In describing her team as a family, Anna thought she was signaling an empathetic culture to job candidates. But language like “we’re a family” or “we’re always there for each other no matter what,” actually signals a lack of professional boundaries.
If you find yourself attracting high-drama candidates who monopolize everyone’s time, make a note of any overly personalized language you might be using. Also be wary of oversharing by candidates, particularly when they present personal stories as mitigating factors for recurring problems at work.
Most people accept, at least in theory, that micromanagement is an undesirable practice rooted in self-doubt and uncertainty. Nevertheless, many leaders still signal a micromanaged culture to candidates while recruiting them. Self-determination, autonomy, and a strong internal locus of control inspire the creative impulse. Enterprising people require the freedom to take risks, make mistakes, and challenge engrained suppositions.

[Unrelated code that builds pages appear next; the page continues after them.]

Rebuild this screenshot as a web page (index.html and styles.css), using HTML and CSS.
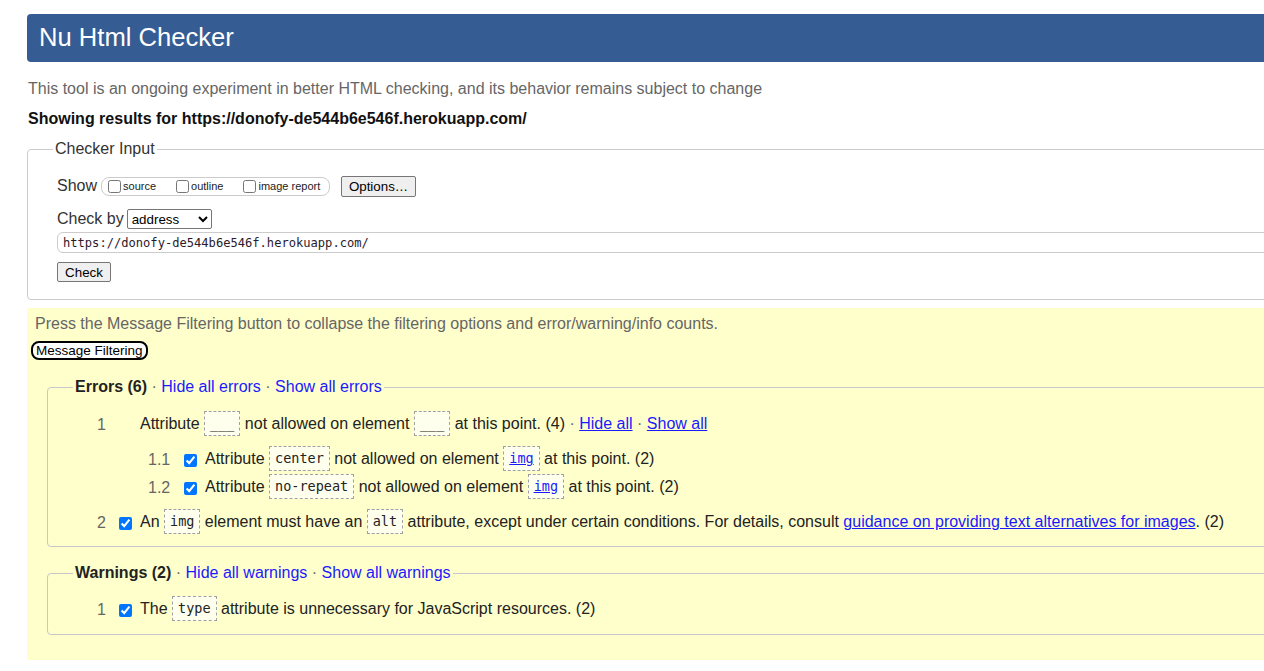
FILE: index.html
```html
<!DOCTYPE html>
<html lang="en">
<head>
<meta charset="utf-8">
<title>Nu Html Checker</title>
<link rel="stylesheet" href="styles.css">
</head>
<body>
<div class="page">
  <h1 class="header">Nu Html Checker</h1>
  <p class="intro">This tool is an ongoing experiment in better HTML checking, and its behavior remains subject to change</p>
  <p class="showing">Showing results for https://donofy-de544b6e546f.herokuapp.com/</p>

  <fieldset class="checker">
    <legend>Checker Input</legend>
    <div class="checker-body">
      <div class="show-row">
        <span class="lbl">Show</span>
        <span class="show-group">
          <label class="opt"><input type="checkbox"> source</label>
          <label class="opt"><input type="checkbox"> outline</label>
          <label class="opt"><input type="checkbox"> image report</label>
        </span>
        <button class="btn options">Options…</button>
      </div>
      <div class="checkby-row">
        <span class="lbl">Check by</span>
        <select class="sel"><option>address</option></select>
      </div>
      <input class="url" type="text" value="https://donofy-de544b6e546f.herokuapp.com/">
      <div class="check-row"><button class="btn check">Check</button></div>
    </div>
  </fieldset>

  <div class="results">
    <p class="press">Press the Message Filtering button to collapse the filtering options and error/warning/info counts.</p>
    <button class="filter">Message Filtering</button>

    <fieldset class="group errors">
      <legend><b>Errors (6)</b> <span class="dot">·</span> <a class="ln">Hide all errors</a> <span class="dot">·</span> <a class="ln">Show all errors</a></legend>
      <div class="items">
        <div class="item">
          <span class="num">1</span><span class="cb-slot"></span>
          <span class="msg">Attribute <code>___</code> not allowed on element <code>___</code> at this point. (4) <span class="dot">·</span> <a class="ul">Hide all</a> <span class="dot">·</span> <a class="ul">Show all</a></span>
        </div>
        <div class="sub">
          <div class="item">
            <span class="num subnum">1.1</span><input class="cb" type="checkbox" checked>
            <span class="msg">Attribute <code>center</code> not allowed on element <code><a class="ul">img</a></code> at this point. (2)</span>
          </div>
          <div class="item">
            <span class="num subnum">1.2</span><input class="cb" type="checkbox" checked>
            <span class="msg">Attribute <code>no-repeat</code> not allowed on element <code><a class="ul">img</a></code> at this point. (2)</span>
          </div>
        </div>
        <div class="item">
          <span class="num">2</span><input class="cb" type="checkbox" checked>
          <span class="msg">An <code>img</code> element must have an <code>alt</code> attribute, except under certain conditions. For details, consult <a class="ul">guidance on providing text alternatives for images</a>. (2)</span>
        </div>
      </div>
    </fieldset>

    <fieldset class="group warnings">
      <legend><b>Warnings (2)</b> <span class="dot">·</span> <a class="ln">Hide all warnings</a> <span class="dot">·</span> <a class="ln">Show all warnings</a></legend>
      <div class="items">
        <div class="item">
          <span class="num">1</span><input class="cb" type="checkbox" checked>
          <span class="msg">The <code>type</code> attribute is unnecessary for JavaScript resources. (2)</span>
        </div>
      </div>
    </fieldset>
  </div>
</div>
</body>
</html>
```

FILE: styles.css
```css
html, body {
  margin: 0;
  padding: 0;
  overflow: hidden;
  background: #fff;
}
body {
  font-family: "Liberation Sans", Arial, sans-serif;
  font-size: 16px;
  color: #222;
}
.page {
  width: 1320px;
  padding: 14px 0 0 27px;
}
.header {
  margin: 0;
  height: 48px;
  line-height: 47px;
  background: #365c94;
  color: #fff;
  font-weight: normal;
  font-size: 25.6px;
  padding-left: 12px;
  border-radius: 4px;
}
.intro {
  margin: 18px 0 0 1px;
  line-height: 18px;
  color: #666;
}
.showing {
  margin: 12px 0 0 1px;
  line-height: 18px;
  font-weight: bold;
  color: #111;
}
fieldset {
  margin: 0;
  padding: 0;
  border: 1px solid #ccc;
  border-radius: 4px;
}
legend {
  margin-left: 25px;
  padding: 0 2px;
  line-height: 18px;
}
.checker {
  margin-top: 12px;
}
.checker-body {
  padding: 18px 0 17px 29px;
}
.checker legend {
  color: #333;
}
.show-row {
  display: flex;
  align-items: center;
  height: 20px;
}
.lbl {
  color: #333;
}
.show-group {
  display: inline-flex;
  align-items: center;
  margin-left: 4px;
  height: 17px;
  border: 1px solid #ccc;
  border-radius: 8px;
  padding: 0 6px 0 6px;
  width: 215px;
  gap: 20px;
}
.opt {
  font-size: 11px;
  display: inline-flex;
  align-items: center;
  color: #222;
}
.opt input {
  margin: 0 2px 0 0;
  width: 13px;
  height: 13px;
}
.btn {
  font-family: "Liberation Sans", Arial, sans-serif;
  font-size: 13.33px;
  color: #000;
  background: #efefef;
  border: 1px solid #767676;
  border-radius: 2px;
  padding: 0 6px;
}
.options {
  margin-left: 11px;
  height: 21px;
  width: 75px;
}
.checkby-row {
  display: flex;
  align-items: center;
  margin-top: 13px;
  height: 20px;
}
.sel {
  margin-left: 3px;
  width: 85px;
  height: 20px;
  font-family: "Liberation Sans", Arial, sans-serif;
  font-size: 13.33px;
  border: 1px solid #767676;
  border-radius: 2px;
  background: #fff;
  color: #000;
}
.url {
  display: block;
  margin-top: 3px;
  width: 1240px;
  height: 21px;
  box-sizing: border-box;
  border: 1px solid #ccc;
  border-radius: 6px;
  padding: 0 5px;
  font-family: "DejaVu Sans Mono", "Liberation Mono", monospace;
  font-size: 12.1px;
  color: #2b1a2b;
  background: #fff;
}
.check-row {
  margin-top: 9px;
  height: 20px;
}
.check {
  height: 20px;
  width: 54px;
}
.results {
  margin-top: 8px;
  background: #ffffcc;
  padding: 7px 0 25px 4px;
}
.press {
  margin: 0 0 0 4px;
  line-height: 18px;
  color: #666;
}
.filter {
  margin-top: 8px;
  height: 19px;
  padding: 0 3px;
  font-family: "Liberation Sans", Arial, sans-serif;
  font-size: 13.5px;
  color: #000;
  background: #fff;
  border: 2px solid #000;
  border-radius: 8px;
}
.group {
  margin-left: 16px;
  border-color: #c8c8cc;
}
.errors {
  margin-top: 18px;
}
.warnings {
  margin-top: 17px;
}
.group legend {
  color: #222;
}
.dot {
  color: #666;
}
.ln {
  color: #1a1aff;
  text-decoration: none;
}
.ul {
  color: #1a1aff;
  text-decoration: underline;
}
.items {
  padding: 15px 0 9px 49px;
}
.warnings .items {
  padding: 14px 0 10px 49px;
}
.item {
  display: flex;
  align-items: center;
  height: 28px;
}
.sub {
  padding: 7px 0 7px 51px;
}
.num {
  width: 22px;
  color: #666;
}
.subnum {
  width: 36px;
}
.cb-slot {
  width: 21px;
}
.cb {
  margin: 0 8px 0 0;
  width: 13px;
  height: 13px;
}
.msg {
  white-space: nowrap;
}
code {
  display: inline-block;
  font-family: "DejaVu Sans Mono", "Liberation Mono", monospace;
  font-size: 13.5px;
  line-height: 23px;
  padding: 0 5px;
  border: 1px dashed #a0a0a0;
  background: #ffffee;
  vertical-align: middle;
  margin-top: -3px;
}
```
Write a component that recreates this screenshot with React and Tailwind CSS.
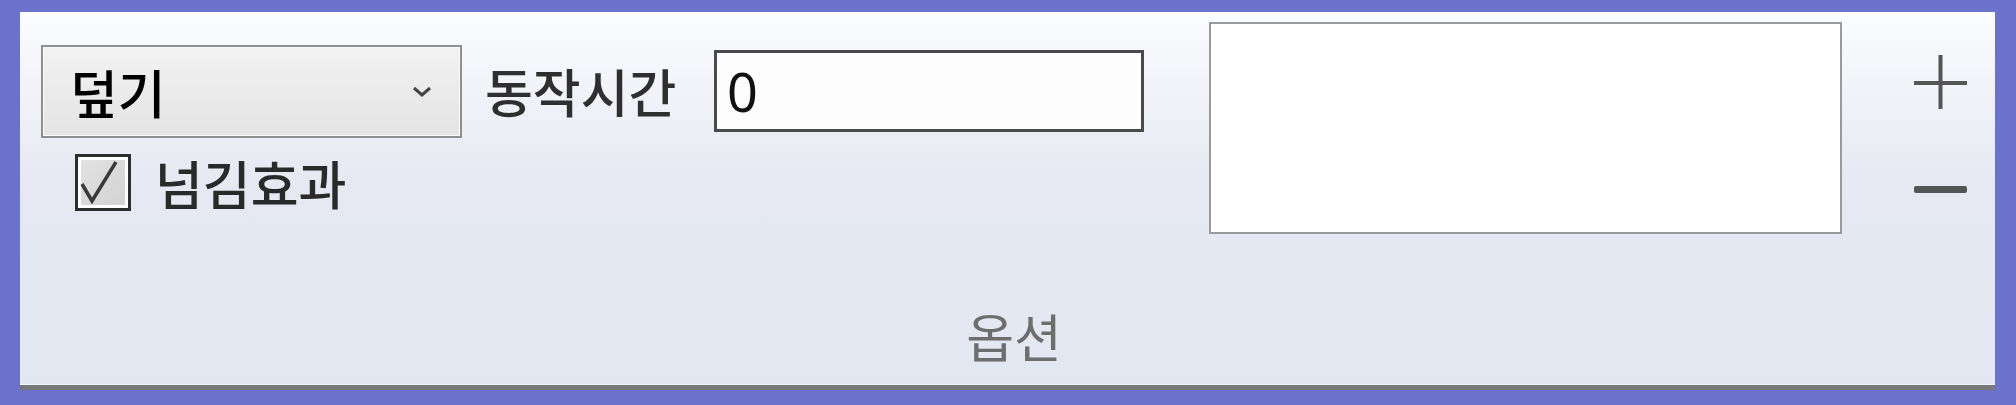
import React from "react";

const font = { fontFamily: '"Noto Sans CJK KR", "Noto Sans", sans-serif' };

export default function App() {
  return (
    <div
      className="w-[2016px] h-[405px] bg-[#6a72c9] pt-[12px] pl-[20px] pr-[21px] pb-[15px] overflow-hidden"
      style={font}
    >
      <div className="h-full flex flex-col bg-gradient-to-b from-[#fbfcfe] via-[#e6e9f2] via-45% to-[#e3e7f1] border-b-[5px] border-[#77787a] shadow-[inset_0_-1px_0_#eef2fa]">
        <div className="flex items-start pl-[21px]">
          {/* column 1 */}
          <div className="flex flex-col w-[421px]">
            <div className="mt-[33px] w-[421px] h-[93px] border-2 border-[#8f8f8f] bg-gradient-to-b from-[#f2f2f2] to-[#e4e4e4] flex items-center justify-between pl-[27px] pr-[27px] shadow-[inset_0_0_0_1px_#fafafa]">
              <span className="text-[52px] leading-none text-black font-medium">덮기</span>
              <svg width="22" height="13" viewBox="0 0 22 13">
                <path d="M3 3 L11 10 L19 3" fill="none" stroke="#444" strokeWidth="3" />
              </svg>
            </div>
            <div className="flex items-center mt-[16px] ml-[34px]">
              <div className="w-[56px] h-[57px] border-[3px] border-[#2e2e2e] bg-white p-[3px] shrink-0">
                <div className="w-full h-full bg-gradient-to-br from-[#e2e2e2] to-[#d2d2d2] relative">
                  <svg className="absolute -left-[3px] -top-[3px]" width="50" height="51" viewBox="0 0 50 51">
                    <path d="M4 27 L14 44 L38 5" fill="none" stroke="#3a3a3a" strokeWidth="3.5" />
                  </svg>
                </div>
              </div>
              <span className="ml-[24px] text-[52px] leading-none text-[#2a2a2a] font-medium whitespace-nowrap">넘김효과</span>
            </div>
          </div>

          {/* column 2 */}
          <div className="flex items-center mt-[38px] ml-[23px]">
            <div className="w-[229px]">
              <span className="text-[52px] leading-none text-[#2f2f2f] font-medium whitespace-nowrap">동작시간</span>
            </div>
            <div className="w-[430px] h-[82px] border-[3px] border-[#4a4a4a] bg-[#fdfdfd] flex items-center pl-[10px]">
              <span className="text-[54px] leading-none text-[#111]" style={{ fontFamily: '"Noto Sans", sans-serif' }}>0</span>
            </div>
          </div>

          {/* column 3 */}
          <div className="ml-[65px] mt-[10px] w-[633px] h-[212px] border-2 border-[#9a9a9a] bg-white" />

          {/* column 4 */}
          <div className="ml-[72px] mt-[43px] flex flex-col items-center w-[53px]">
            <svg width="53" height="54" viewBox="0 0 53 54">
              <rect x="0" y="26" width="53" height="4" fill="#555" />
              <rect x="24.5" y="0" width="4" height="54" fill="#555" />
            </svg>
            <svg className="mt-[77px]" width="53" height="8" viewBox="0 0 53 8">
              <rect x="0" y="0" width="53" height="7" rx="2" fill="#555" />
            </svg>
          </div>
        </div>

        <div className="mt-auto pb-[23px] flex justify-center">
          <span className="text-[52px] leading-none text-[#6e6e6e] ml-[13px]">옵션</span>
        </div>
      </div>
    </div>
  );
}
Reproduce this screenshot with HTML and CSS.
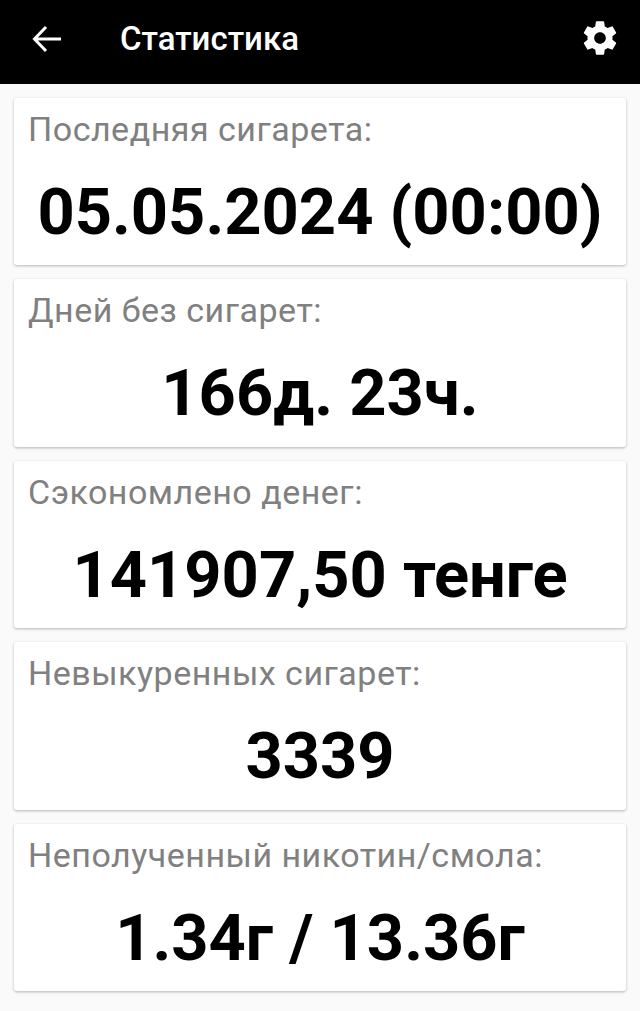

Thus, a hiring manager who hints at heavy oversight during recruitment will likely attract candidates who tolerate inflexible environments well — individuals who lack passion, are not highly engaged, prefer linear work, and are not highly driven.
If you find yourself struggling to attract and hire self-managing, creative people, it’s worth considering the signals you’re sending. Think about whether you may be placing too much emphasis on rules and procedures, glamorizing the hierarchy or org chart, or suggesting that all conflict (some of which can be productive) is unwelcome.